» **Instructions for the task**:
All of the data below must be repeated exactly.

» **Dataset excerpt**:

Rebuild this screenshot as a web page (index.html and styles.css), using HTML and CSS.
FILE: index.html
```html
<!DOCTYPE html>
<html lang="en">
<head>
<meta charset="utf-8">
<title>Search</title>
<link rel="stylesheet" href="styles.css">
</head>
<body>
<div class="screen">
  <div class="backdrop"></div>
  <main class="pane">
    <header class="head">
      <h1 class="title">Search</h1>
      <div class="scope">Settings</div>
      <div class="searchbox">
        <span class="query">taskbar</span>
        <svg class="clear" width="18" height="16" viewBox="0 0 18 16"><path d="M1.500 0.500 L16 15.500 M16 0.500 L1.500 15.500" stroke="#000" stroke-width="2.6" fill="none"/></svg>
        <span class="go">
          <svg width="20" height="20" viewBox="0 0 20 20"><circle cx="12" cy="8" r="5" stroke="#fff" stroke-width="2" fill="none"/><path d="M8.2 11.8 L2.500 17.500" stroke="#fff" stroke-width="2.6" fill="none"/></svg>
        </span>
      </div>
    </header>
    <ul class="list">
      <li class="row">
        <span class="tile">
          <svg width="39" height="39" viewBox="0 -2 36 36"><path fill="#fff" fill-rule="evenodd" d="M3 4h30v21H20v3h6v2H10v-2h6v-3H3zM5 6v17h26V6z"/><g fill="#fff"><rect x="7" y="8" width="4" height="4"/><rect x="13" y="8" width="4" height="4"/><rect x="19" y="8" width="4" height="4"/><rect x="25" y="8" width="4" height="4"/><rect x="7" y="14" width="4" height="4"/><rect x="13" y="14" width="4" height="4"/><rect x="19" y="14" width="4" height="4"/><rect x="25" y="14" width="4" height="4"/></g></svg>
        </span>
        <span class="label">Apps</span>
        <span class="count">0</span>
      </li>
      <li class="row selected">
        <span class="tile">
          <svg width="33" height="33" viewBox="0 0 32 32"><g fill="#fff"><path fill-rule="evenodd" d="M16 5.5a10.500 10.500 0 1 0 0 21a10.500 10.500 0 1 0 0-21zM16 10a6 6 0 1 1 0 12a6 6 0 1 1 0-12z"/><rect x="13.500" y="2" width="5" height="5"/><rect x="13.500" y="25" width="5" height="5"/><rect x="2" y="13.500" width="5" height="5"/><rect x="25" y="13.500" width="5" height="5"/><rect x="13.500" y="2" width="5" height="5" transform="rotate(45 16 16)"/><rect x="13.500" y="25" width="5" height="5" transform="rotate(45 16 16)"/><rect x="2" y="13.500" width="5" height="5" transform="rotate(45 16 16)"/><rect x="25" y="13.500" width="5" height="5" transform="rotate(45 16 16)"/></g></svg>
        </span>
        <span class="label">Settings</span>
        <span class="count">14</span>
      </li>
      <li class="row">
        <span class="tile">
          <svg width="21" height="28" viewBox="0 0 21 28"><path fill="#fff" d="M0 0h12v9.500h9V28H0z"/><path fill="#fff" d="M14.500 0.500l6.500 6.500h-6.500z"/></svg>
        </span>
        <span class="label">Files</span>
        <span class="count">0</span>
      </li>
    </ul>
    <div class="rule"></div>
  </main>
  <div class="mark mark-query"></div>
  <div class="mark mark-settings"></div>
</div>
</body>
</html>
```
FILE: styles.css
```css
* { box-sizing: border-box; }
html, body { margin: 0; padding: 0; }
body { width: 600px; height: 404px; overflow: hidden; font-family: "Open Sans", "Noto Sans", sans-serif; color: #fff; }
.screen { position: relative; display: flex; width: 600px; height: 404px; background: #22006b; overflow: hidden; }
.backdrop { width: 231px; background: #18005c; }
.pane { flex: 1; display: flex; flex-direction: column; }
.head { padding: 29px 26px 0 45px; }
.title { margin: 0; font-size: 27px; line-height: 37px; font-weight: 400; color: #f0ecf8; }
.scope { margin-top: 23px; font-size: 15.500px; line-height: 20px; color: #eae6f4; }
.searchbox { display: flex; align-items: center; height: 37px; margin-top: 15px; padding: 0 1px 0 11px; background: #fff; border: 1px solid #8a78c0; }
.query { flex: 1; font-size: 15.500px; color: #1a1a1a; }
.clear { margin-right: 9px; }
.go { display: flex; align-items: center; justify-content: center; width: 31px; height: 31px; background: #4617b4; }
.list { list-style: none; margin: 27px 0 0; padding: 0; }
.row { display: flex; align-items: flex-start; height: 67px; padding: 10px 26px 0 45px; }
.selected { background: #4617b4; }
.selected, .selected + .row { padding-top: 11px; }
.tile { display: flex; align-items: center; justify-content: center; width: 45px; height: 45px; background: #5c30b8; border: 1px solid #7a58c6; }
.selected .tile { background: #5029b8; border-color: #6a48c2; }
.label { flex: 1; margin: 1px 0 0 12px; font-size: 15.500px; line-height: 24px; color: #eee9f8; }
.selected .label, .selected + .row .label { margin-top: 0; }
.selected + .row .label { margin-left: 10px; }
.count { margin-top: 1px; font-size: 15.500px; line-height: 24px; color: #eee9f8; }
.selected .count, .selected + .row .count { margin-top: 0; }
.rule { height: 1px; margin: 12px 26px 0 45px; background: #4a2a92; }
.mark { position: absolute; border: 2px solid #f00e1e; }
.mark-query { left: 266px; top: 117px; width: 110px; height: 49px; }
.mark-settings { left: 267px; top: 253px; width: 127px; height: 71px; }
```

» **The completed task**:
Rebuild this screenshot as a web page (index.html and styles.css), using HTML and CSS.
FILE: index.html
```html
<!DOCTYPE html>
<html lang="en">
<head>
<meta charset="utf-8">
<title>Search</title>
<link rel="stylesheet" href="styles.css">
</head>
<body>
<div class="screen">
  <div class="backdrop"></div>
  <main class="pane">
    <header class="head">
      <h1 class="title">Search</h1>
      <div class="scope">Settings</div>
      <div class="searchbox">
        <span class="query">taskbar</span>
        <svg class="clear" width="18" height="16" viewBox="0 0 18 16"><path d="M1.500 0.500 L16 15.500 M16 0.500 L1.500 15.500" stroke="#000" stroke-width="2.6" fill="none"/></svg>
        <span class="go">
          <svg width="20" height="20" viewBox="0 0 20 20"><circle cx="12" cy="8" r="5" stroke="#fff" stroke-width="2" fill="none"/><path d="M8.2 11.8 L2.500 17.500" stroke="#fff" stroke-width="2.6" fill="none"/></svg>
        </span>
      </div>
    </header>
    <ul class="list">
      <li class="row">
        <span class="tile">
          <svg width="39" height="39" viewBox="0 -2 36 36"><path fill="#fff" fill-rule="evenodd" d="M3 4h30v21H20v3h6v2H10v-2h6v-3H3zM5 6v17h26V6z"/><g fill="#fff"><rect x="7" y="8" width="4" height="4"/><rect x="13" y="8" width="4" height="4"/><rect x="19" y="8" width="4" height="4"/><rect x="25" y="8" width="4" height="4"/><rect x="7" y="14" width="4" height="4"/><rect x="13" y="14" width="4" height="4"/><rect x="19" y="14" width="4" height="4"/><rect x="25" y="14" width="4" height="4"/></g></svg>
        </span>
        <span class="label">Apps</span>
        <span class="count">0</span>
      </li>
      <li class="row selected">
        <span class="tile">
          <svg width="33" height="33" viewBox="0 0 32 32"><g fill="#fff"><path fill-rule="evenodd" d="M16 5.5a10.500 10.500 0 1 0 0 21a10.500 10.500 0 1 0 0-21zM16 10a6 6 0 1 1 0 12a6 6 0 1 1 0-12z"/><rect x="13.500" y="2" width="5" height="5"/><rect x="13.500" y="25" width="5" height="5"/><rect x="2" y="13.500" width="5" height="5"/><rect x="25" y="13.500" width="5" height="5"/><rect x="13.500" y="2" width="5" height="5" transform="rotate(45 16 16)"/><rect x="13.500" y="25" width="5" height="5" transform="rotate(45 16 16)"/><rect x="2" y="13.500" width="5" height="5" transform="rotate(45 16 16)"/><rect x="25" y="13.500" width="5" height="5" transform="rotate(45 16 16)"/></g></svg>
        </span>
        <span class="label">Settings</span>
        <span class="count">14</span>
      </li>
      <li class="row">
        <span class="tile">
          <svg width="21" height="28" viewBox="0 0 21 28"><path fill="#fff" d="M0 0h12v9.500h9V28H0z"/><path fill="#fff" d="M14.500 0.500l6.500 6.500h-6.500z"/></svg>
        </span>
        <span class="label">Files</span>
        <span class="count">0</span>
      </li>
    </ul>
    <div class="rule"></div>
  </main>
  <div class="mark mark-query"></div>
  <div class="mark mark-settings"></div>
</div>
</body>
</html>
```
FILE: styles.css
```css
* { box-sizing: border-box; }
html, body { margin: 0; padding: 0; }
body { width: 600px; height: 404px; overflow: hidden; font-family: "Open Sans", "Noto Sans", sans-serif; color: #fff; }
.screen { position: relative; display: flex; width: 600px; height: 404px; background: #22006b; overflow: hidden; }
.backdrop { width: 231px; background: #18005c; }
.pane { flex: 1; display: flex; flex-direction: column; }
.head { padding: 29px 26px 0 45px; }
.title { margin: 0; font-size: 27px; line-height: 37px; font-weight: 400; color: #f0ecf8; }
.scope { margin-top: 23px; font-size: 15.500px; line-height: 20px; color: #eae6f4; }
.searchbox { display: flex; align-items: center; height: 37px; margin-top: 15px; padding: 0 1px 0 11px; background: #fff; border: 1px solid #8a78c0; }
.query { flex: 1; font-size: 15.500px; color: #1a1a1a; }
.clear { margin-right: 9px; }
.go { display: flex; align-items: center; justify-content: center; width: 31px; height: 31px; background: #4617b4; }
.list { list-style: none; margin: 27px 0 0; padding: 0; }
.row { display: flex; align-items: flex-start; height: 67px; padding: 10px 26px 0 45px; }
.selected { background: #4617b4; }
.selected, .selected + .row { padding-top: 11px; }
.tile { display: flex; align-items: center; justify-content: center; width: 45px; height: 45px; background: #5c30b8; border: 1px solid #7a58c6; }
.selected .tile { background: #5029b8; border-color: #6a48c2; }
.label { flex: 1; margin: 1px 0 0 12px; font-size: 15.500px; line-height: 24px; color: #eee9f8; }
.selected .label, .selected + .row .label { margin-top: 0; }
.selected + .row .label { margin-left: 10px; }
.count { margin-top: 1px; font-size: 15.500px; line-height: 24px; color: #eee9f8; }
.selected .count, .selected + .row .count { margin-top: 0; }
.rule { height: 1px; margin: 12px 26px 0 45px; background: #4a2a92; }
.mark { position: absolute; border: 2px solid #f00e1e; }
.mark-query { left: 266px; top: 117px; width: 110px; height: 49px; }
.mark-settings { left: 267px; top: 253px; width: 127px; height: 71px; }
```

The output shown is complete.